At an extreme is the Mall of America in Minnesota, which offers a hotel, travel agencies, amusement park rides, a wedding chapel and more than 400 stores.
Many other malls try to offer something for everyone on a smaller scale.
Family fun days at Rouse Co. centers such as Towson Town Center, White Marsh Mall and Columbia bring thousands of mothers and preschoolers to their feet, dancing and singing in the mall. At some malls, Kid Safe programs fingerprint children and inoculate them for school.
The University of California, Los Angeles holds extension courses in local malls. Penn State University opened a center in Chambersburg Mall where shoppers can attend lectures and research information in a library.

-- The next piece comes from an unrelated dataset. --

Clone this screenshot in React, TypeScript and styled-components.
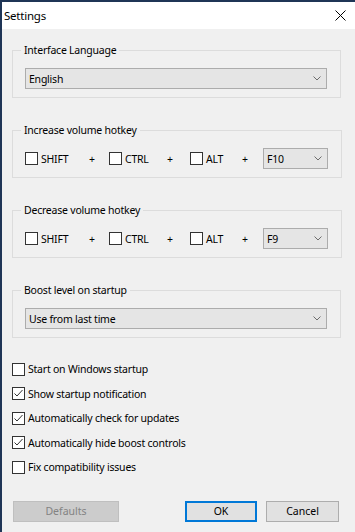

Willowbrook Mall in New Jersey offers a Stress Reduction Center where shoppers can listen to New Age music, sit in vibrating chairs and meditate.
Valet, bus services
Some malls offer valet services and coat-check counters. Others provide bus service for the elderly from nursing homes.
At Owings Mills Mall, Cathy's Creative will take a child off a harried parent's hands for $8 an hour. While mom or dad gets a haircut, buys a shirt or watches a movie in peace, the owner, Cathy S. Schroeder, keeps the children elbow deep in modeling clay and building blocks.
"I never would have dreamed this would be something provided for by the mall," says Norico, who drops off her 23-month-old son at least once a week.
For many, just walking through malls, which are often lined with trees and benches, provides a sense of community and safety that is sometimes lacking outside.
Walking and talking
Irvin Allen, 75, and his pals long ago traded the sidewalks of their Owings Mill neighborhood for the comfort and security of the mall. Hours before the first store opens, they meet at Owings Mills Mall for a power walk.
Once they're finished, they shove four or five tables together to swap stories, drink coffee and eat at the food court.
"When my wife comes back from here, I ask her, 'Who did you see up there?' " says Allen, "You used to go to a town center to meet your friends. Now you go to the mall."
That's what mall owners and many businesses are betting on as they continue looking for ways to meet consumers' needs, even their final ones.
Amid some controversy, Consumers Choice Monuments and Caskets in Louisville is considering moving to a mall in Kentucky.
"It's smart marketing to offer you all types of services and businesses in one place," says Fram, the marketing expert. "You can live and die at the mall nowadays."